We consider the problem of state and parameter estimation for a wide class of
nonlinear oscillators. Observable variables are limited to a few components of
state vector and an input signal. The problem of state and parameter
reconstruction is viewed within the classical framework of observer design.
This framework offers computationally-efficient solutions to the problem of
state and parameter reconstruction of a system of nonlinear differential
equations, provided that these equations are in the so-called adaptive observer
canonic form. We show that despite typical neural oscillators being locally
observable they are not in the adaptive canonic observer form. Furthermore, we
show that no parameter-independent diffeomorphism exists such that the original
equations of these models can be transformed into the adaptive canonic observer
form. We demonstrate, however, that for the class of Hindmarsh-Rose and
FitzHugh-Nagumo models, parameter-dependent coordinate transformations can be
used to render these systems into the adaptive observer canonical form.

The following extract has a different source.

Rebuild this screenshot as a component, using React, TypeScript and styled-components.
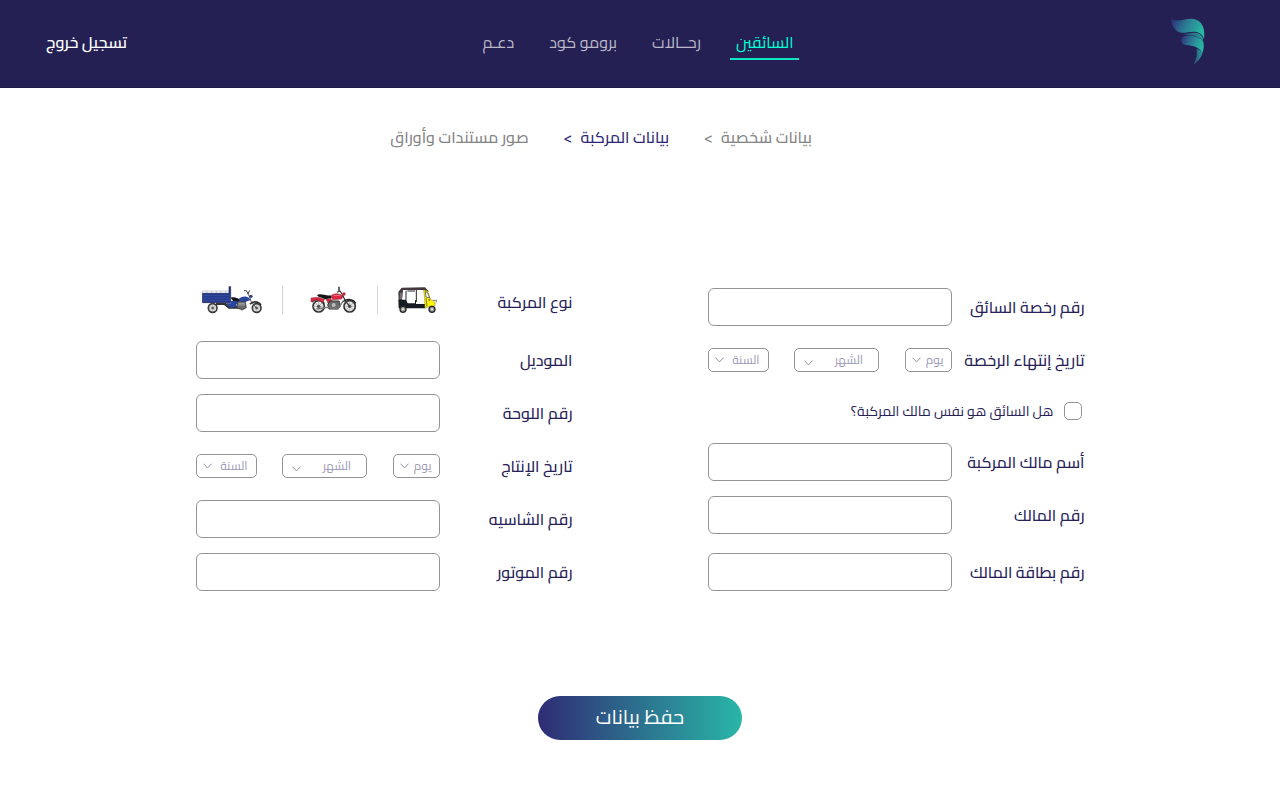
import React, { useId } from "react";
import styled, { createGlobalStyle } from "styled-components";

const navy = "#242054";
const ink = "#262157";
const line = "#949494";

const GlobalStyle = createGlobalStyle`
  * { box-sizing: border-box; }
  body {
    margin: 0;
    background: #ffffff;
    color: ${ink};
    font-family: Cairo, "DejaVu Sans Condensed", "DejaVu Sans", sans-serif;
    font-size: 16px;
  }
  input, select, button { font: inherit; color: inherit; }
`;

const Header = styled.header`
  display: grid;
  grid-template-columns: 1fr auto 1fr;
  align-items: center;
  height: 88px;
  padding: 0 46px;
  background: ${navy};
  border-bottom: 1px solid #1f1a48;
`;

const LogoLink = styled.a`
  display: flex;
  margin-right: 29px;
  padding-bottom: 4px;
  justify-self: start;
`;

const Nav = styled.nav`
  display: flex;
  gap: 23px;
  margin-right: 4px;
  padding-bottom: 4px;
`;

const NavLink = styled.a<{ $active?: boolean }>`
  height: 36px;
  padding: 6px 6px 0;
  line-height: 24px;
  text-decoration: none;
  white-space: nowrap;
  color: ${(p) => (p.$active ? "#00ffd2" : "#bab8c6")};
  border-bottom: 2px solid ${(p) => (p.$active ? "#0fe3c3" : "transparent")};
`;

const Logout = styled.button`
  justify-self: end;
  padding: 0 0 4px;
  border: 0;
  background: none;
  color: #ffffff;
  font-weight: 600;
  line-height: 24px;
  cursor: pointer;
`;

const Steps = styled.ol`
  display: flex;
  justify-content: center;
  gap: 35px;
  margin: 0;
  padding: 37px 78px 0 0;
  list-style: none;
  font-weight: 500;
  line-height: 24px;
`;

const Step = styled.li<{ $current?: boolean }>`
  display: flex;
  gap: 8px;
  white-space: nowrap;
  color: ${(p) => (p.$current ? "#2c2875" : "#848484")};
  a { color: inherit; text-decoration: none; }
`;

const Form = styled.form`
  padding: 132px 24px 60px;
`;

const Columns = styled.div`
  display: flex;
  flex-wrap: wrap;
  justify-content: center;
  align-items: flex-end;
  gap: 40px 135px;
`;

const Column = styled.div<{ $rows: string }>`
  display: grid;
  grid-template-rows: ${(p) => p.$rows};
  row-gap: 15px;
  align-items: end;
  width: 377px;
`;

const Row = styled.div<{ $fill?: boolean }>`
  display: flex;
  align-items: center;
  justify-content: space-between;
  height: ${(p) => (p.$fill ? "100%" : "38px")};
  padding-bottom: ${(p) => (p.$fill ? "4px" : "0")};
  font-weight: 500;
`;

const Label = styled.label`
  line-height: 24px;
  white-space: nowrap;
`;

const TextInput = styled.input`
  width: 244px;
  height: 38px;
  padding: 0 12px;
  border: 1px solid ${line};
  border-radius: 6px;
  background: #ffffff;
`;

const DateGroup = styled.div`
  display: flex;
  justify-content: space-between;
  width: 244px;
`;

const SelectBox = styled.div<{ $width: number }>`
  position: relative;
  width: ${(p) => p.$width}px;
  height: 24px;
`;

const Select = styled.select<{ $inset: number }>`
  appearance: none;
  display: block;
  width: 100%;
  height: 24px;
  padding: 0 ${(p) => p.$inset}px 0 0;
  border: 1px solid ${line};
  border-radius: 5px;
  background: #ffffff;
  color: #9c98b6;
  font-size: 12px;
  font-weight: 400;
  line-height: 18px;
`;

const Chevron = styled.svg<{ $low?: boolean }>`
  position: absolute;
  left: ${(p) => (p.$low ? 10 : 7)}px;
  top: ${(p) => (p.$low ? 12 : 9)}px;
  pointer-events: none;
`;

const CheckRow = styled.div`
  display: flex;
  align-items: center;
  gap: 10px;
  height: 100%;
  padding-right: 3px;
  font-size: 14px;
`;

const Checkbox = styled.input`
  appearance: none;
  width: 18px;
  height: 18px;
  margin: 0;
  border: 1px solid ${line};
  border-radius: 5px;
  &:checked { background: ${navy}; }
`;

const Vehicles = styled.div`
  display: flex;
  align-items: center;
  gap: 20px;
  width: 244px;
  padding: 0 2px 4px 0;
`;

const Vehicle = styled.label<{ $space?: boolean }>`
  position: relative;
  display: flex;
  padding-left: ${(p) => (p.$space ? 7 : 0)}px;
  cursor: pointer;
`;

const HiddenRadio = styled.input`
  position: absolute;
  inset: 0;
  margin: 0;
  opacity: 0;
`;

const Divider = styled.span`
  width: 1px;
  height: 28px;
  background: #d2d2d2;
`;

const Save = styled.button`
  display: block;
  width: 204px;
  height: 44px;
  margin: 105px auto 0;
  padding: 0 0 4px;
  border: 0;
  border-radius: 22px;
  background: linear-gradient(90deg, #2f2c75, #29b6a8);
  color: #ffffff;
  font-size: 20px;
  cursor: pointer;
`;

function Logo() {
  return (
    <svg width="34" height="48" viewBox="61 54 102 144" aria-hidden="true">
      <defs>
        <linearGradient id="wing" x1="0" x2="1" y1="0" y2="0.3">
          <stop offset="0" stopColor="#2d2c78" />
          <stop offset="0.5" stopColor="#2b7c93" />
          <stop offset="1" stopColor="#29b5a2" />
        </linearGradient>
        <linearGradient id="fold" x1="0" x2="1" y1="0" y2="0">
          <stop offset="0" stopColor="#27456e" />
          <stop offset="1" stopColor="#2b9c9a" />
        </linearGradient>
      </defs>
      <path fill="url(#wing)" d="M62 55C75 68 95 57 122 56C150 57 165 78 160 117C156 106 150 97 132 95C110 94 98 103 82 95C68 86 62 72 62 55Z" />
      <path fill="url(#fold)" d="M95 103C115 101 134 94 148 103C154 108 158 113 157 123C145 109 125 105 95 103Z" />
      <path fill="url(#wing)" d="M105 107C125 105 150 112 158 125C161 140 158 150 155 160C150 147 135 139 115 136C98 136 92 130 92 120C92 112 97 108 105 107Z" />
      <path fill="url(#fold)" d="M137 146C148 149 153 154 155 160C151 174 142 185 128 195C136 179 141 165 137 146Z" />
    </svg>
  );
}

function Wheel({ cx, cy, r }: { cx: number; cy: number; r: number }) {
  return (
    <g fill="none">
      <circle cx={cx} cy={cy} r={r} fill="#e6e6e6" stroke="#343434" strokeWidth="5" />
      <path stroke="#8d8d8d" strokeWidth="1.5" d={`M${cx - r} ${cy}H${cx + r}M${cx} ${cy - r}V${cy + r}M${cx - r * 0.7} ${cy - r * 0.7}L${cx + r * 0.7} ${cy + r * 0.7}M${cx + r * 0.7} ${cy - r * 0.7}L${cx - r * 0.7} ${cy + r * 0.7}`} />
      <circle cx={cx} cy={cy} r={r * 0.3} fill="#555" />
    </g>
  );
}

function CargoTrike() {
  return (
    <svg width="60" height="28" viewBox="36 31 180 84" aria-hidden="true">
      <Wheel cx={68} cy={97} r={13} />
      <Wheel cx={200} cy={97} r={13} />
      <path fill="none" stroke="#b4b6c4" strokeWidth="2" d="M37 54V46H118V54M51 46V54M65 46V54M79 46V54M93 46V54M107 46V54" />
      <path fill="#24398c" stroke="#1b2557" strokeWidth="2" d="M37 53H117V33H122V81H37Z" />
      <path stroke="#4560b8" strokeWidth="1.5" d="M39 60H119M39 67H119M39 74H119" />
      <path fill="#333" d="M78 82H108L120 92H150V99H116L102 88H78Z" />
      <path fill="#151515" d="M122 66C130 62 144 67 149 71L146 77H130Z" />
      <path fill="#2b469f" d="M147 69C156 61 168 60 176 66L181 73L166 79L147 78ZM110 82L137 84L142 93L118 96Z" />
      <path fill="#2b469f" d="M122 76H150V86H122Z" />
      <path fill="#686868" stroke="#303030" strokeWidth="2" d="M142 78H166L169 96L157 103L141 97Z" />
      <path stroke="#c9c9c9" strokeWidth="2" d="M145 83H164M145 88H165" />
      <path fill="none" stroke="#444" strokeWidth="3" d="M162 45H169L176 57L183 77L199 97M173 56L179 44" />
      <circle cx="183" cy="62" r="5" fill="#35457c" />
      <path fill="none" stroke="#333" strokeWidth="5" d="M180 86C188 76 204 76 213 88" />
    </svg>
  );
}

function Motorcycle() {
  return (
    <svg width="47" height="28" viewBox="106 30 141 84" aria-hidden="true">
      <Wheel cx={132} cy={91} r={17} />
      <Wheel cx={225} cy={91} r={17} />
      <path fill="none" stroke="#222" strokeWidth="4" d="M112 78C121 67 140 68 149 82M205 77C218 66 237 70 243 82" />
      <path fill="#e12640" stroke="#87303b" strokeWidth="1.5" d="M109 66L129 64L150 70L144 79L126 71L109 78ZM169 60C177 50 197 51 205 61L201 69L174 71ZM154 69L169 68L174 80L160 82Z" />
      <path stroke="#f7a1aa" strokeWidth="2" d="M177 59L196 58" />
      <path fill="#151515" d="M127 57C139 51 153 61 168 58L171 66L151 70C144 64 132 66 127 57Z" />
      <path fill="#6b6b6b" stroke="#333" strokeWidth="3" d="M166 75H193L197 91L187 99H163L159 86Z" />
      <circle cx="177" cy="87" r="6" fill="#bcbcbc" />
      <path fill="none" stroke="#777" strokeWidth="4" d="M126 99L156 94L190 99L206 74" />
      <path fill="none" stroke="#333" strokeWidth="3.5" d="M187 49L196 45L204 57L211 73L225 91M193 46V34" />
      <path fill="#666" d="M190 32H196V42H190Z" />
      <circle cx="208" cy="54" r="5" fill="#bf2d3e" />
    </svg>
  );
}

function TukTuk() {
  return (
    <svg width="40" height="28" viewBox="369 34 120 84" aria-hidden="true">
      <path fill="#43383d" d="M370 52L380 39L450 38L461 50L454 54L446 46H384L381 78H371Z" />
      <path fill="#776b70" d="M375 54H381V74H374Z" />
      <path fill="#171b24" d="M370 75H393L398 86H420V77H423V88H450V101H371Z" />
      <path stroke="#252529" strokeWidth="3" d="M393 48V78M424 46V82M397 49H420" />
      <path fill="#fff" d="M427 49H446L450 88H427Z" />
      <path fill="#fff500" stroke="#817a19" strokeWidth="1.5" d="M446 46L458 49L466 73L481 84L479 94L463 95L450 101L449 70Z" />
      <path fill="#fff" stroke="#343434" strokeWidth="2" d="M451 51L457 53L464 70L453 67Z" />
      <path fill="none" stroke="#463c28" strokeWidth="2" d="M453 70L456 95M474 77H484V83" />
      <circle cx="463" cy="76" r="3" fill="#a66b27" />
      <circle cx="384" cy="104" r="9" fill="#999" stroke="#292929" strokeWidth="4" />
      <circle cx="471" cy="104" r="9" fill="#999" stroke="#292929" strokeWidth="4" />
      <circle cx="384" cy="104" r="3" fill="#eee" />
      <circle cx="471" cy="104" r="3" fill="#eee" />
    </svg>
  );
}

function Field({ label }: { label: string }) {
  const id = useId();
  return (
    <Row>
      <Label htmlFor={id}>{label}</Label>
      <TextInput id={id} type="text" />
    </Row>
  );
}

const dateParts = [
  { text: "يوم", width: 47, inset: 7, low: false },
  { text: "الشهر", width: 85, inset: 15, low: true },
  { text: "السنة", width: 61, inset: 8, low: false },
];

function DateField({ label }: { label: string }) {
  const id = useId();
  return (
    <Row>
      <Label htmlFor={id}>{label}</Label>
      <DateGroup>
        {dateParts.map((part, i) => (
          <SelectBox key={part.text} $width={part.width}>
            <Select id={i === 0 ? id : undefined} aria-label={part.text} $inset={part.inset}>
              <option>{part.text}</option>
            </Select>
            <Chevron $low={part.low} width="9" height="6" viewBox="0 0 9 6" fill="none" stroke="#8f8f9b">
              <path d="M0.5 0.7L4.5 4.9L8.5 0.7" />
            </Chevron>
          </SelectBox>
        ))}
      </DateGroup>
    </Row>
  );
}

export default function App() {
  return (
    <div dir="rtl" lang="ar">
      <GlobalStyle />
      <Header>
        <LogoLink href="#"><Logo /></LogoLink>
        <Nav>
          <NavLink href="#" $active>السائقين</NavLink>
          <NavLink href="#">رحــالات</NavLink>
          <NavLink href="#">برومو كود</NavLink>
          <NavLink href="#">دعـم</NavLink>
        </Nav>
        <Logout type="button">تسجيل خروج</Logout>
      </Header>
      <main>
        <Steps>
          <Step><a href="#">بيانات شخصية</a><span>&gt;</span></Step>
          <Step $current><a href="#">بيانات المركبة</a><span>&gt;</span></Step>
          <Step><a href="#">صور مستندات وأوراق</a></Step>
        </Steps>
        <Form onSubmit={(e) => e.preventDefault()}>
          <Columns>
            <Column $rows="38px 38px 34px 38px 38px 42px">
              <Field label="رقم رخصة السائق" />
              <DateField label="تاريخ إنتهاء الرخصة" />
              <CheckRow>
                <Checkbox id="same-owner" type="checkbox" />
                <Label htmlFor="same-owner">هل السائق هو نفس مالك المركبة؟</Label>
              </CheckRow>
              <Field label="أسم مالك المركبة" />
              <Field label="رقم المالك" />
              <Field label="رقم بطاقة المالك" />
            </Column>
            <Column $rows="45px repeat(5, 38px)">
              <Row $fill role="radiogroup" aria-labelledby="vehicle-type">
                <Label as="span" id="vehicle-type">نوع المركبة</Label>
                <Vehicles>
                  <Vehicle><HiddenRadio type="radio" name="vehicle" aria-label="توك توك" /><TukTuk /></Vehicle>
                  <Divider />
                  <Vehicle $space><HiddenRadio type="radio" name="vehicle" aria-label="موتوسيكل" /><Motorcycle /></Vehicle>
                  <Divider />
                  <Vehicle><HiddenRadio type="radio" name="vehicle" aria-label="تروسيكل" /><CargoTrike /></Vehicle>
                </Vehicles>
              </Row>
              <Field label="الموديل" />
              <Field label="رقم اللوحة" />
              <DateField label="تاريخ الإنتاج" />
              <Field label="رقم الشاسيه" />
              <Field label="رقم الموتور" />
            </Column>
          </Columns>
          <Save type="submit">حفظ بيانات</Save>
        </Form>
      </main>
    </div>
  );
}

This
allows reconstruction, at least partially and up to a (bi)linear
transformation, of unknown state and parameter values with exponential rate of
convergence. In order to avoid the problem of only partial reconstruction and
to deal with more general nonlinear models in which the unknown parameters
enter the system nonlinearly, we present a new method for state and parameter
reconstruction for these systems. The method combines advantages of standard
Lyapunov-based design with more flexible design and analysis techniques based
on the non-uniform small-gain theorems. Effectiveness of the method is
illustrated with simple numerical examples